UNIONDALE, N.Y. -- Not only did defenseman Andrew MacDonald have his first two-goal game of his NHL career, he nearly found the net a third time.
Only a goal post prevented that unlikeliest of feats in the New York Islanders' 5-2 win over the St. Louis Blues. MacDonald, who entered his 100th NHL game with only three career goals, has three in two games. Both markers Saturday gave the Islanders a three-goal lead.
"I wouldn't expect that to happen too often," he said with a smile. "The hat trick would've been nice, but two goals is more than plenty."
MacDonald and his teammates are happy with his overall game, even though his efforts rarely show up on the score sheet. He eats up ice time, blocks shots and has grown into a leadership role inside the dressing room of the young Islanders.
"He's been a guy we can rely on back there," said Islanders coach Jack Capuano, who improved to 21-21-6 since replacing the fired Scott Gordon.

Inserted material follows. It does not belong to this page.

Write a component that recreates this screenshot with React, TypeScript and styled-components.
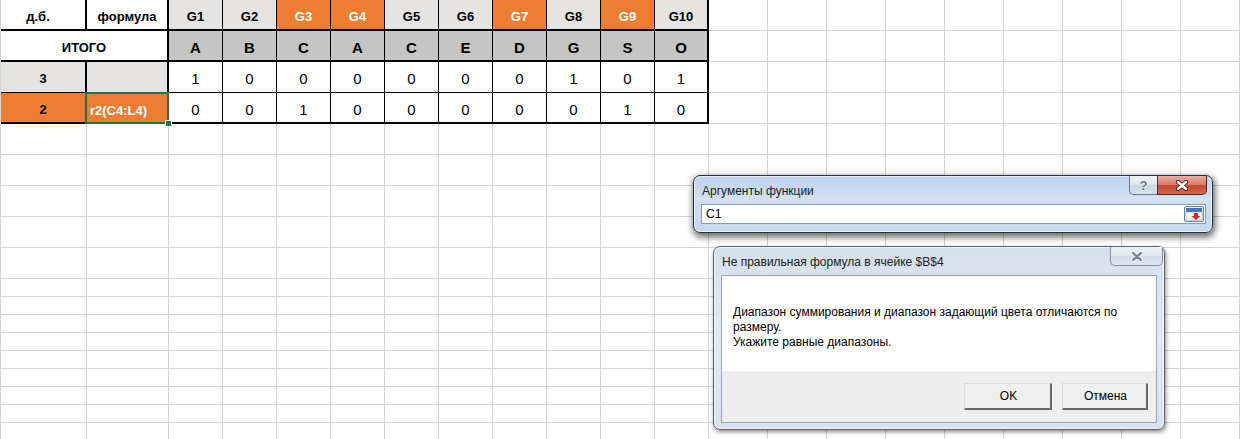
import styled, { createGlobalStyle } from "styled-components";

type Edge = "grid" | "thin" | "thick";

const ORANGE = "#ed7d31";
const LIGHT = "#e6e3e3";
const GRAY = "#c6c5c5";
const GRID = "#d2d5d2";
const FONT = `"Liberation Sans", Arial, sans-serif`;

const edge = (e?: Edge) =>
  e === "thick" ? "2px solid #000" : e === "thin" ? "1px solid #000" : `1px solid ${GRID}`;

//#region CSS styles
const GlobalStyle = createGlobalStyle`
  body {
    margin: 0;
    background: #fff;
    font-family: ${FONT};
    overflow: hidden;
  }
`;

const Page = styled.div`
  position: relative;
  width: 1240px;
  height: 439px;
  overflow: hidden;
  background: #fff;
`;

const Sheet = styled.div`
  display: grid;
  grid-template-columns: 86px 82px repeat(10, 54px) repeat(9, 59px);
  grid-template-rows: repeat(9, 31px) repeat(9, 18px);
  border-left: 1px solid ${GRID};
`;

const Cell = styled.div<{
  $bg?: string;
  $fg?: string;
  $bold?: boolean;
  $size?: number;
  $right?: Edge;
  $bottom?: Edge;
  $span?: number;
  $shift?: number;
}>`
  box-sizing: border-box;
  display: flex;
  align-items: center;
  justify-content: center;
  padding-top: 3px;
  padding-right: ${(p) => p.$shift ?? 0}px;
  grid-column: span ${(p) => p.$span ?? 1};
  background: ${(p) => p.$bg ?? "#fff"};
  color: ${(p) => p.$fg ?? "#000"};
  font-weight: ${(p) => (p.$bold ? 700 : 400)};
  font-size: ${(p) => p.$size ?? 13}px;
  border-right: ${(p) => edge(p.$right)};
  border-bottom: ${(p) => edge(p.$bottom)};
  white-space: nowrap;
`;

const SelectedCell = styled(Cell)`
  position: relative;
  justify-content: flex-start;
  align-items: flex-end;
  padding: 0 0 4px 3px;

  &::after {
    content: "";
    position: absolute;
    inset: -1px -2px -2px -2px;
    border: 2px solid #217346;
    pointer-events: none;
  }

  &::before {
    content: "";
    position: absolute;
    right: -5px;
    bottom: -5px;
    width: 5px;
    height: 5px;
    background: #217346;
    border: 1px solid #fff;
    z-index: 2;
  }
`;

const Window = styled.div<{ $active?: boolean }>`
  position: absolute;
  box-sizing: border-box;
  display: flex;
  flex-direction: column;
  border: 1px solid ${(p) => (p.$active ? "#27313d" : "#59636f")};
  border-radius: 7px;
  background: ${(p) =>
    p.$active
      ? "linear-gradient(180deg, #bcd1ec 0%, #d2e1f3 40%, #c3d7ef 100%)"
      : "linear-gradient(180deg, #d5e0ed 0%, #e1e9f2 50%, #d9e3ee 100%)"};
  box-shadow: ${(p) =>
    p.$active
      ? "inset 0 0 0 1px rgba(255,255,255,0.65), 1px 3px 7px 1px rgba(0,0,0,0.6)"
      : "inset 0 0 0 1px rgba(255,255,255,0.65), 1px 2px 4px rgba(0,0,0,0.45)"};
  font-family: ${FONT};
  font-size: 12px;
  color: #1b1b1b;
`;

const ArgsWindow = styled(Window)`
  left: 693px;
  top: 175px;
  width: 520px;
  height: 58px;
  z-index: 3;
`;

const MsgWindow = styled(Window)`
  left: 713px;
  top: 246px;
  width: 452px;
  height: 184px;
  z-index: 2;
`;

const TitleBar = styled.div`
  display: flex;
  align-items: flex-start;
  height: 28px;
`;

const Title = styled.div`
  flex: 1;
  padding: 8px 0 0 8px;
  line-height: 14px;
  color: #202020;
`;

const CaptionGroup = styled.div<{ $gap: number }>`
  display: flex;
  margin-right: ${(p) => p.$gap}px;
`;

const HelpButton = styled.div`
  width: 27px;
  height: 18px;
  display: flex;
  align-items: center;
  justify-content: center;
  border: 1px solid #6b7b91;
  border-top: none;
  border-right: none;
  border-radius: 0 0 0 5px;
  background: linear-gradient(180deg, #eef3f8 0%, #dde6f0 50%, #cbd7e6 51%, #d8e2ee 100%);
  color: #6a7585;
  font-weight: 700;
  font-size: 13px;
  text-shadow: 0 0 2px #fff, 0 0 1px #fff;
`;

const CloseButton = styled.div<{ $active?: boolean; $width: number }>`
  width: ${(p) => p.$width}px;
  height: 18px;
  display: flex;
  align-items: center;
  justify-content: center;
  border: 1px solid ${(p) => (p.$active ? "#5a231b" : "#8490a0")};
  border-top: none;
  border-radius: ${(p) => (p.$active ? "0 0 5px 0" : "0 0 5px 5px")};
  background: ${(p) =>
    p.$active
      ? "linear-gradient(180deg, #eab0a4 0%, #d77c69 48%, #c24a33 52%, #d0664e 100%)"
      : "linear-gradient(180deg, #eef2f7 0%, #dfe6ef 50%, #d3dce8 51%, #dde5ef 100%)"};
`;

const ArgsBody = styled.div`
  padding: 0 6px 0 7px;
`;

const RefInput = styled.div`
  box-sizing: border-box;
  height: 20px;
  display: flex;
  align-items: center;
  justify-content: space-between;
  padding: 0 1px 0 4px;
  border: 1px solid #8c9bb0;
  background: #fff;
  color: #000;
`;

const Panel = styled.div`
  box-sizing: border-box;
  height: 148px;
  margin: 0 7px;
  display: flex;
  flex-direction: column;
  border: 1px solid #95a4b8;
  background: #fff;
`;

const Message = styled.div`
  flex: 1;
  padding: 29px 12px 0 11px;
  line-height: 15px;
  color: #000;
`;

const Footer = styled.div`
  height: 51px;
  display: flex;
  justify-content: flex-end;
  gap: 10px;
  padding: 12px 8px 0 0;
  box-sizing: border-box;
  background: #eeeeee;
`;

const DialogButton = styled.div<{ $width: number }>`
  box-sizing: border-box;
  width: ${(p) => p.$width}px;
  height: 27px;
  display: flex;
  align-items: center;
  justify-content: center;
  padding-left: 2px;
  background: #efefef;
  border-top: 1px solid #dcdcdc;
  border-left: 1px solid #dcdcdc;
  border-right: 2px solid #6a6a6a;
  border-bottom: 2px solid #6a6a6a;
  color: #000;
  font-size: 12px;
`;
//#endregion

function CloseGlyph({ light }: { light?: boolean }) {
  const outer = light ? "#ffffff" : "#4a1f18";
  const inner = light ? "#7d8794" : "#ffffff";
  return (
    <svg width="14" height="11" viewBox="0 0 14 11">
      <path d="M3 2 L11 9 M11 2 L3 9" stroke={outer} strokeWidth="4.2" strokeLinecap="round" />
      <path d="M3 2 L11 9 M11 2 L3 9" stroke={inner} strokeWidth="2.4" strokeLinecap="round" />
    </svg>
  );
}

function RefEditIcon() {
  return (
    <svg width="20" height="16" viewBox="0 0 20 16">
      <rect x="0.5" y="0.5" width="19" height="15" rx="1.5" fill="#e9eef5" stroke="#6f7f95" />
      <rect x="2" y="2" width="16" height="4" fill="#3d72c4" />
      <rect x="2" y="6" width="16" height="8" fill="#ffffff" stroke="#8aa0c0" strokeWidth="0.6" />
      <path d="M10 7 h4 v3 h2.5 l-4.5 4 l-4.5 -4 h2.5 z" fill="#d9261c" />
    </svg>
  );
}

const HEADERS = ["G1", "G2", "G3", "G4", "G5", "G6", "G7", "G8", "G9", "G10"];
const ORANGE_COLS = new Set([2, 3, 6, 8]);
const LETTERS = ["A", "B", "C", "A", "C", "E", "D", "G", "S", "O"];
const ROW3 = [1, 0, 0, 0, 0, 0, 0, 1, 0, 1];
const ROW4 = [0, 0, 1, 0, 0, 0, 0, 0, 1, 0];
const EXTRA_COLS = 9;
const EMPTY_ROWS = 14;
const TOTAL_COLS = 21;

const lastEdge = (i: number): Edge => (i === 9 ? "thick" : "thin");

function Empties({ count, prefix }: { count: number; prefix: string }) {
  return (
    <>
      {Array.from({ length: count }, (_, i) => (
        <Cell key={`${prefix}-${i}`} />
      ))}
    </>
  );
}

export default function App() {
  return (
    <Page>
      <GlobalStyle />
      <Sheet>
        {/* row 1 */}
        <Cell $bold $right="thick" $bottom="thick" $shift={10}>
          д.б.
        </Cell>
        <Cell $bold $right="thick" $bottom="thick">
          формула
        </Cell>
        {HEADERS.map((h, i) => (
          <Cell
            key={h}
            $bold
            $bg={ORANGE_COLS.has(i) ? ORANGE : LIGHT}
            $fg={ORANGE_COLS.has(i) ? "#fff" : "#000"}
            $right={lastEdge(i)}
            $bottom="thick"
          >
            {h}
          </Cell>
        ))}
        <Empties count={EXTRA_COLS} prefix="r1" />

        {/* row 2 */}
        <Cell $span={2} $bold $right="thick" $bottom="thick">
          ИТОГО
        </Cell>
        {LETTERS.map((l, i) => (
          <Cell key={`l${i}`} $bold $size={15} $bg={GRAY} $right={lastEdge(i)} $bottom="thick">
            {l}
          </Cell>
        ))}
        <Empties count={EXTRA_COLS} prefix="r2" />

        {/* row 3 */}
        <Cell $bold $bg={LIGHT} $right="thick" $bottom="thin">
          3
        </Cell>
        <Cell $bg={LIGHT} $right="thick" $bottom="thin" />
        {ROW3.map((n, i) => (
          <Cell key={`a${i}`} $size={15} $right={lastEdge(i)} $bottom="thin">
            {n}
          </Cell>
        ))}
        <Empties count={EXTRA_COLS} prefix="r3" />

        {/* row 4 */}
        <Cell $bold $bg={ORANGE} $right="thick" $bottom="thick">
          2
        </Cell>
        <SelectedCell $bold $bg={ORANGE} $fg="#fff" $right="thick" $bottom="thick">
          r2(C4:L4)
        </SelectedCell>
        {ROW4.map((n, i) => (
          <Cell key={`b${i}`} $size={15} $right={lastEdge(i)} $bottom="thick">
            {n}
          </Cell>
        ))}
        <Empties count={EXTRA_COLS} prefix="r4" />

        <Empties count={EMPTY_ROWS * TOTAL_COLS} prefix="rest" />
      </Sheet>

      <ArgsWindow $active>
        <TitleBar>
          <Title>Аргументы функции</Title>
          <CaptionGroup $gap={5}>
            <HelpButton>?</HelpButton>
            <CloseButton $active $width={48}>
              <CloseGlyph />
            </CloseButton>
          </CaptionGroup>
        </TitleBar>
        <ArgsBody>
          <RefInput>
            <span>C1</span>
            <RefEditIcon />
          </RefInput>
        </ArgsBody>
      </ArgsWindow>

      <MsgWindow>
        <TitleBar>
          <Title>Не правильная формула в ячейке $B$4</Title>
          <CaptionGroup $gap={1}>
            <CloseButton $width={51}>
              <CloseGlyph light />
            </CloseButton>
          </CaptionGroup>
        </TitleBar>
        <Panel>
          <Message>
            Диапазон суммирования и диапазон задающий цвета отличаются по
            <br />
            размеру.
            <br />
            Укажите равные диапазоны.
          </Message>
          <Footer>
            <DialogButton $width={88}>OK</DialogButton>
            <DialogButton $width={86}>Отмена</DialogButton>
          </Footer>
        </Panel>
      </MsgWindow>
    </Page>
  );
}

John Tavares and P.A. Parenteau both had a goal and an assist in the first period to jump-start the offense and set the tone against the sinking Blues.
St. Louis has dropped four straight and is 1-7 in its last eight games. The Blues have fallen to 13th place in the Western Conference, well out of the playoff chase.
"Everything is wrong," said David Backes, the Blues' leading goal scorer. "It's not very enjoyable to be here every day."
Al Montoya made 21 saves, giving up Andy McDonald's 14th of the season 3:26 into the third period that made it 3-1 and Chris Stewart's power-play tally that brought the Blues within 4-2 with 9:42 remaining.
The Islanders won their second in a row at home over a Western Conference opponent following an overall four-game skid (0-2-2). Rookie Michael Grabner put this one away with 7:35 left, netting his 26th.
Ben Bishop, who at 6 foot 7 is the NHL's tallest goalie, made his fourth start in five games and stopped 17 shots for the Blues. He had an eventful first period in which he allowed two goals and nearly got victimized when he got caught well out of the net by Parenteau.
"We should've counted our blessings," Backes said.
Parenteau beat Bishop to a loose puck inside the blue line, skated around the goalie in open ice, but then shot wide from a tough angle instead of skating closer to the vacated net. It didn't matter because Parenteau was on the mark the rest of the period.
"The two shifts after I missed the open net, I was like, 'Whoa. What am I doing?'" said Parenteau, who broke a 10-game goal drought. "I couldn't believe I missed it. It feels good we got the win. That's all that matters."
A falling Parenteau made a brilliant pass behind his back to Tavares after taking a quick look over his shoulder. The feed from the right-wing boards caught Tavares in stride as he streaked down the middle of the St. Louis zone. Tavares made a move to get around T.J. Oshie, shifted to his backhand, eluded defenseman Alex Pietrangelo and shoved a backhander inside the right post at 9:12 for his 24th goal.
Unhappy with his team's sluggish start, Blues coach Davis Payne burned his timeout but got little in return.
"Not enough intensity," Payne said. "We believe we have the right kind of players. We just need the right kind of effort."
Parenteau was the beneficiary of a great pass to make it 2-0. Tavares nudged the puck in the neutral zone to Grabner, who carried it down the left side and sent a feed in front to Parenteau for a quick redirection with 50.1 seconds remaining.
MacDonald stretched the Islanders' lead to 3-0 with 7:11 left in the second on New York's 12th shot. Josh Bailey did most of the work, creating chances and keeping the puck alive in the zone throughout his shift.
Bailey got the puck to Matt Martin in the left circle as he fell, and Martin spotted MacDonald free at the center of the blue line for a slap shot past Bishop.
The second goal came on a breakaway, capped with a rising shot one would expect from a seasoned goal-scorer.
"I think that was honestly my first breakaway of my life," MacDonald said. "I knew there was a guy coming from my right. I looked up as I pushed the puck and I saw high glove was there. I just tried to get the shot off without stick-handling. Luckily it went in."